**Job:** Copy from the first line below down to and including the line with "FaShoppingCart, FaTwitter, FaYoutube". Skip the pictures.

**Data lines:**
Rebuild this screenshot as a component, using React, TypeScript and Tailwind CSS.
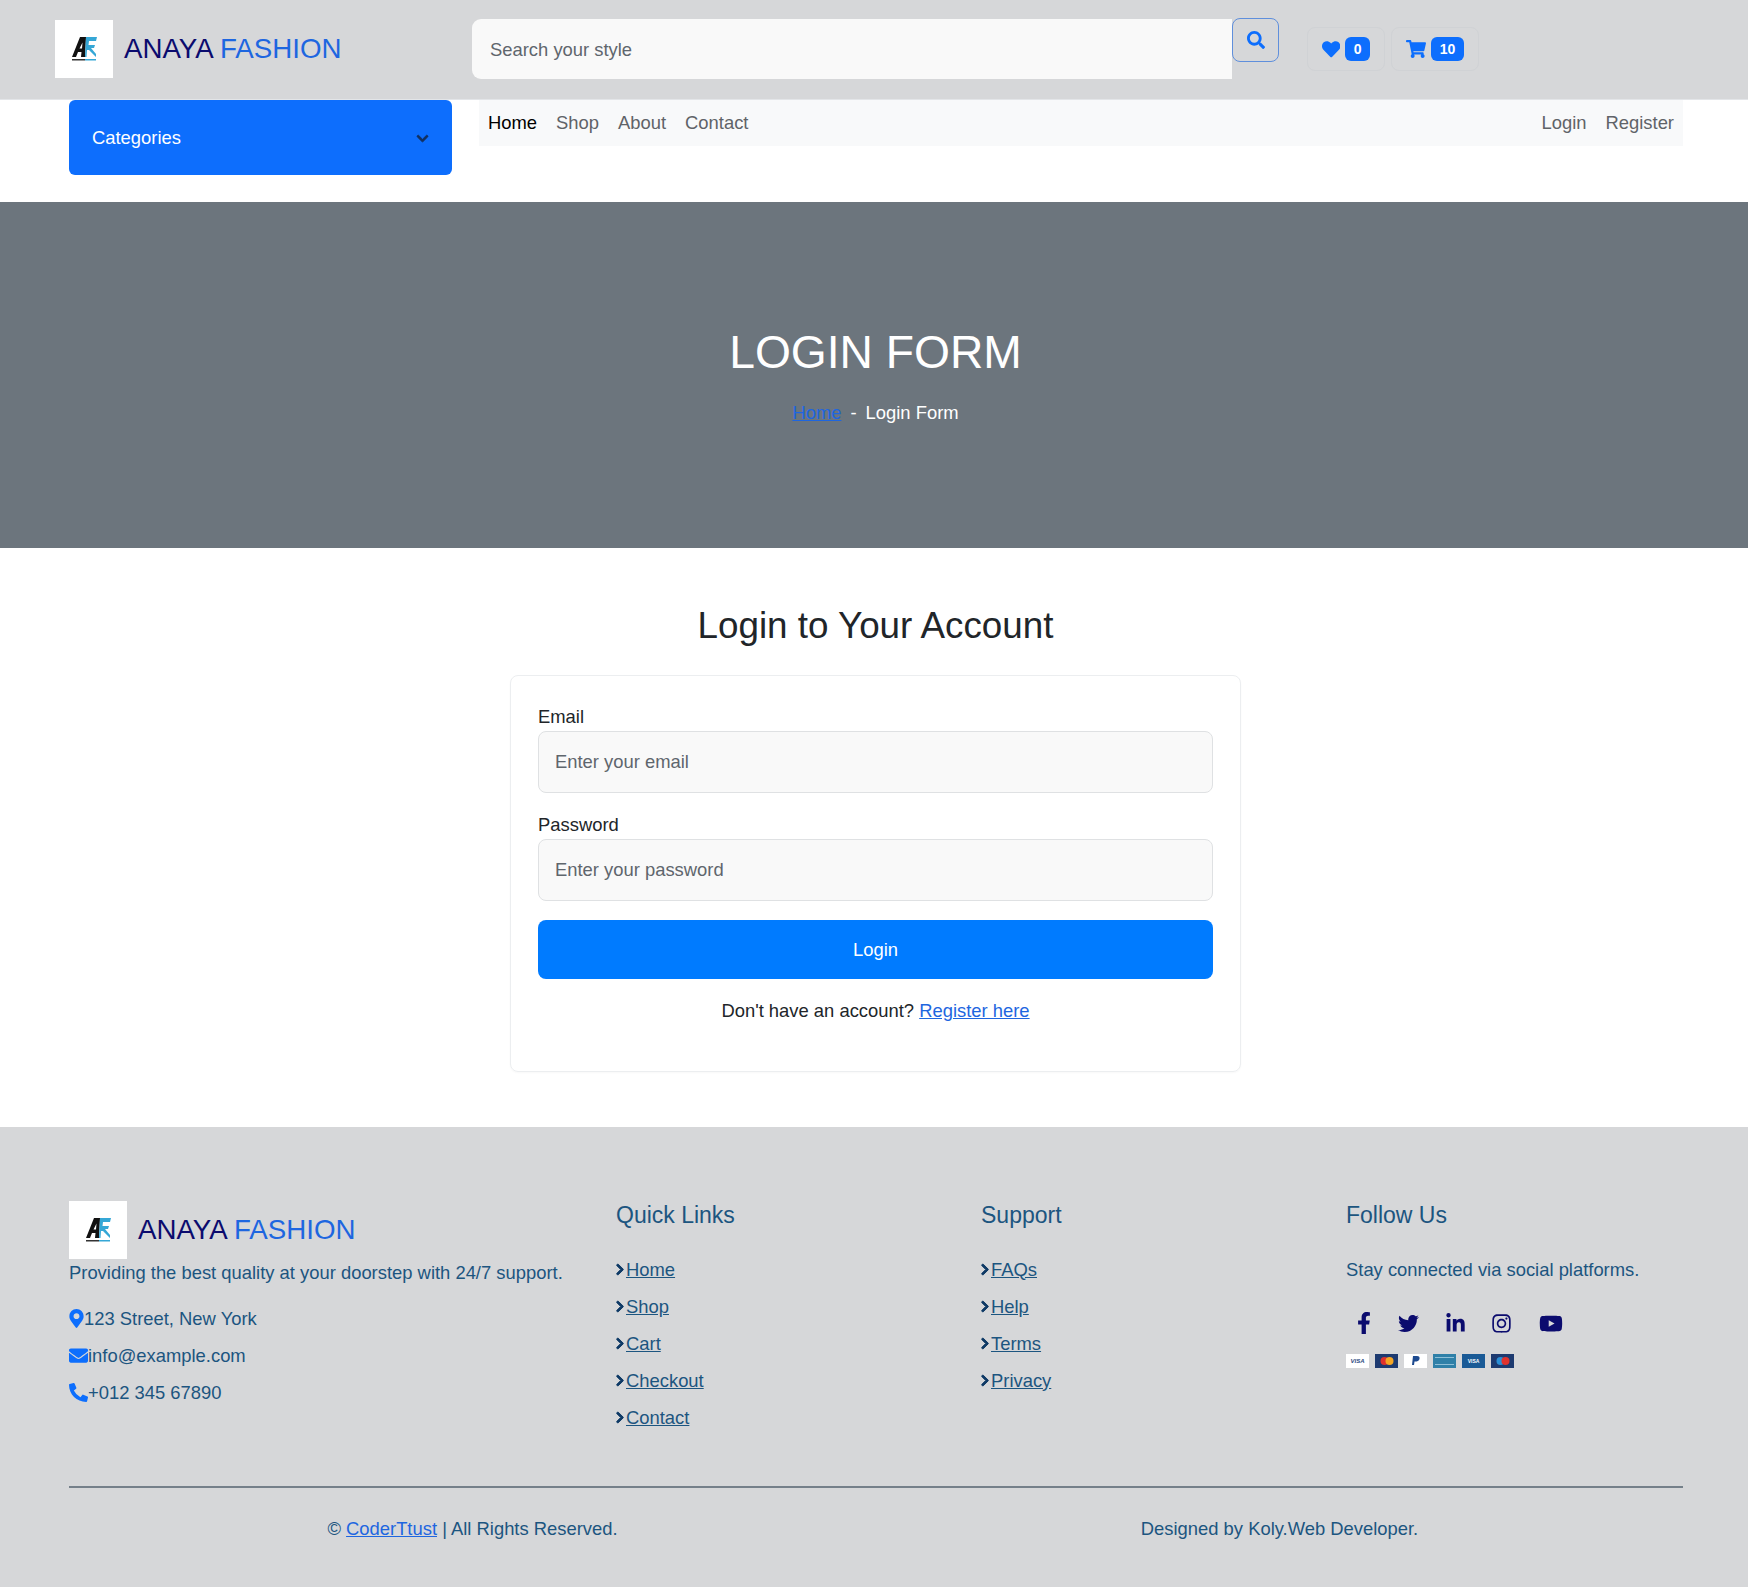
import { FaChevronDown, FaChevronRight, FaEnvelope, FaFacebookF, FaHeart, FaInstagram, FaLinkedinIn, FaMapMarkerAlt, FaPhoneAlt, FaSearch, FaShoppingCart, FaTwitter, FaYoutube } from "react-icons/fa"

const quickLinks = ["Home", "Shop", "Cart", "Checkout", "Contact"]
const supportLinks = ["FAQs", "Help", "Terms", "Privacy"]

const Logo = () => (
  <div className="flex h-[58px] w-[58px] shrink-0 items-center justify-center bg-white">
    <svg width="26" height="26" viewBox="0 0 26 26">
      <path d="M1 21 9 1h6l-1 20h-4l.5-5H7l-2 5zM8.500 12.500h2.500l.5-6z" fill="#111" fillRule="evenodd" />
      <polygon points="15,1 26,1 25,5 18,5 17.500,9 24,9 23,12 20,12 25,18 25,21 18,14 16,14 15.500,21 14,21" fill="#35a7d6" />
      <rect x="1" y="23" width="13" height="1.500" fill="#333" />
      <rect x="14" y="23" width="11" height="1.500" fill="#35a7d6" />
    </svg>
  </div>
)

const Brand = () => (
  <div className="flex items-center gap-[11px]">
    <Logo />
    <span className="text-[27.7px] leading-none">
      <span className="text-[#0b0b6e]">ANAYA</span> <span className="text-[#1e66e0]">FASHION</span>
    </span>
  </div>
)

const FooterLink = ({ name }: { name: string }) => (
  <li className="flex h-[37px] items-center">
    <FaChevronRight strokeWidth={40} className="mr-[2px] h-[13px] w-[8px] text-[#0f3a66]" />
    <a href="#" className="underline">{name}</a>
  </li>
)

const PayCard = ({ bg, children }: { bg: string; children: React.ReactNode }) => (
  <div className={`flex h-[14px] w-[23px] items-center justify-center ${bg}`}>{children}</div>
)

export default function App() {
  return (
    <div className="min-h-[1587px] bg-white font-['Liberation_Sans',Arial,sans-serif] text-[18.4px] text-[#212529]">
      {/* top bar */}
      <header className="flex h-[100px] items-center border-b border-[#e3e5e8] bg-[#d6d7d9] pb-[1px] pl-[55px]">
        <div className="w-[417px]">
          <Brand />
        </div>
        <div className="flex h-[60px] w-[760px] items-center rounded-l-[9px] bg-[#f9f9f9] px-[18px] pt-[2px] text-[#5f666d]">Search your style</div>
        <button className="mb-[19px] flex h-[44px] w-[47px] items-center justify-center rounded-[8px] border border-[#5f8fdc] text-[18px] text-[#0d6efd]">
          <FaSearch />
        </button>
        <div className="ml-[28px] flex h-[44px] w-[78px] items-center justify-center gap-[5px] rounded-[8px] border border-[#d0d2d5] text-[#0d6efd]">
          <FaHeart />
          <span className="flex h-[24px] w-[25px] items-center justify-center rounded-[6px] bg-[#0d6efd] text-[14px] font-bold text-white">0</span>
        </div>
        <div className="ml-[6px] flex h-[44px] w-[88px] items-center justify-center gap-[5px] rounded-[8px] border border-[#d0d2d5] text-[20px] text-[#0d6efd]">
          <FaShoppingCart />
          <span className="flex h-[24px] w-[33px] items-center justify-center rounded-[6px] bg-[#0d6efd] text-[14px] font-bold text-white">10</span>
        </div>
      </header>

      {/* nav */}
      <div className="flex h-[102px] items-start pl-[69px] pr-[65px]">
        <div className="flex h-[75px] w-[383px] items-center justify-between rounded-[6px] bg-[#0d6efd] px-[23px] pt-[1px] text-white">
          Categories
          <FaChevronDown strokeWidth={30} className="text-[13px] text-[#12305f]" />
        </div>
        <nav className="ml-[27px] flex h-[46px] flex-1 items-center justify-between bg-[#f8f9fa] px-[9px] text-[#5f6368]">
          <div className="flex gap-[19px]">
            <a href="#" className="text-black">Home</a>
            <a href="#">Shop</a>
            <a href="#">About</a>
            <a href="#">Contact</a>
          </div>
          <div className="flex gap-[19px]">
            <a href="#">Login</a>
            <a href="#">Register</a>
          </div>
        </nav>
      </div>

      {/* hero */}
      <section className="flex h-[346px] flex-col items-center bg-[#6c757d] pl-[3px] pt-[123px] text-white">
        <h1 className="text-[46.2px] leading-[54px]">LOGIN FORM</h1>
        <div className="mt-[20px] flex gap-[9px]">
          <a href="#" className="text-[#1e66e0] underline">Home</a>
          <span>-</span>
          <span>Login Form</span>
        </div>
      </section>

      {/* login */}
      <main className="flex flex-col items-center pl-[3px] pt-[56px]">
        <h2 className="text-[36.8px] leading-[44px]">Login to Your Account</h2>
        <div className="mt-[27px] h-[397px] w-[731px] rounded-[8px] border border-[#eceef0] px-[27px] pt-[28px] shadow-[0_1px_2px_rgba(0,0,0,0.03)]">
          <label className="block leading-[26px]">Email</label>
          <input placeholder="Enter your email" className="mt-[1px] h-[62px] w-full rounded-[8px] border border-[#dfe1e3] bg-[#f9f9f9] px-[16px] outline-none placeholder:text-[#5f666d]" />
          <label className="mt-[19px] block leading-[26px]">Password</label>
          <input placeholder="Enter your password" className="mt-[1px] h-[62px] w-full rounded-[8px] border border-[#dfe1e3] bg-[#f9f9f9] px-[16px] outline-none placeholder:text-[#5f666d]" />
          <button className="mt-[19px] h-[59px] w-full rounded-[8px] bg-[#007bff] text-white">Login</button>
          <p className="mt-[19px] text-center leading-[26px]">
            Don't have an account? <a href="#" className="text-[#1e66e0] underline">Register here</a>
          </p>
        </div>
      </main>

      {/* footer */}
      <footer className="mt-[55px] h-[460px] bg-[#d6d7d9] px-[65px] pt-[74px] text-[#1c5580]">
        <div className="grid h-[285px] grid-cols-[547px_365px_365px_1fr] pl-[4px]">
          <div>
            <Brand />
            <p className="mt-[1px] leading-[26px]">Providing the best quality at your doorstep with 24/7 support.</p>
            <p className="mt-[14px] flex h-[37px] items-center"><FaMapMarkerAlt className="h-[19px] w-[15px] text-[#0d6efd]" />123 Street, New York</p>
            <p className="flex h-[37px] items-center"><FaEnvelope className="text-[19px] text-[#0d6efd]" />info@example.com</p>
            <p className="flex h-[37px] items-center"><FaPhoneAlt className="text-[19px] text-[#0d6efd]" />+012 345 67890</p>
          </div>
          <div>
            <h5 className="text-[23px] leading-[28px]">Quick Links</h5>
            <ul className="mt-[22px]">
              {quickLinks.map(l => <FooterLink key={l} name={l} />)}
            </ul>
          </div>
          <div>
            <h5 className="text-[23px] leading-[28px]">Support</h5>
            <ul className="mt-[22px]">
              {supportLinks.map(l => <FooterLink key={l} name={l} />)}
            </ul>
          </div>
          <div>
            <h5 className="text-[23px] leading-[28px]">Follow Us</h5>
            <p className="mt-[22px] flex h-[37px] items-center">Stay connected via social platforms.</p>
            <div className="mt-[24px] flex items-center gap-[27px] pl-[11px] text-[#0b0b6e]">
              <FaFacebookF className="h-[22px] w-[14px]" />
              <FaTwitter className="h-[21px] w-[21px]" />
              <FaLinkedinIn className="h-[21px] w-[19px]" />
              <FaInstagram className="h-[21px] w-[19px]" />
              <FaYoutube className="ml-[1px] h-[21px] w-[24px]" />
            </div>
            <div className="mt-[20px] flex gap-[6px]">
              <PayCard bg="bg-white"><span className="text-[6px] font-bold italic text-[#2b4a7f]">VISA</span></PayCard>
              <PayCard bg="bg-[#1d3a70]">
                <svg width="16" height="10" viewBox="0 0 16 10"><circle cx="5.500" cy="5" r="4" fill="#e0322d" /><circle cx="10.500" cy="5" r="4" fill="#f5a623" /></svg>
              </PayCard>
              <PayCard bg="bg-white">
                <svg width="10" height="12" viewBox="0 0 10 12"><path d="M2 1h4c2 0 3 1 2.500 3S6 6.500 4.500 6.500H3.500L3 10H1z" fill="#1d4a8f" /></svg>
              </PayCard>
              <PayCard bg="bg-[#2f80a8]">
                <div className="h-[8px] w-[19px] border-y border-[#8fc0d8]" />
              </PayCard>
              <PayCard bg="bg-[#1a5a96]"><span className="text-[5px] font-bold leading-[6px] text-white">VISA</span></PayCard>
              <PayCard bg="bg-[#1d3a70]">
                <svg width="16" height="10" viewBox="0 0 16 10"><circle cx="5.500" cy="5" r="4" fill="#2a8fd6" /><circle cx="10.500" cy="5" r="4" fill="#e0322d" /></svg>
              </PayCard>
            </div>
          </div>
        </div>
        <div className="ml-[4px] border-t-2 border-[#75808a]" />
        <div className="ml-[4px] mt-[28px] grid grid-cols-2 text-center leading-[26px]">
          <p>© <a href="#" className="text-[#1e66e0] underline">CoderTtust</a> | All Rights Reserved.</p>
          <p>Designed by Koly.Web Developer.</p>
        </div>
      </footer>
    </div>
  )
}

**Solution for this problem:**
Rebuild this screenshot as a component, using React, TypeScript and Tailwind CSS.
import { FaChevronDown, FaChevronRight, FaEnvelope, FaFacebookF, FaHeart, FaInstagram, FaLinkedinIn, FaMapMarkerAlt, FaPhoneAlt, FaSearch, FaShoppingCart, FaTwitter, FaYoutube } from "react-icons/fa"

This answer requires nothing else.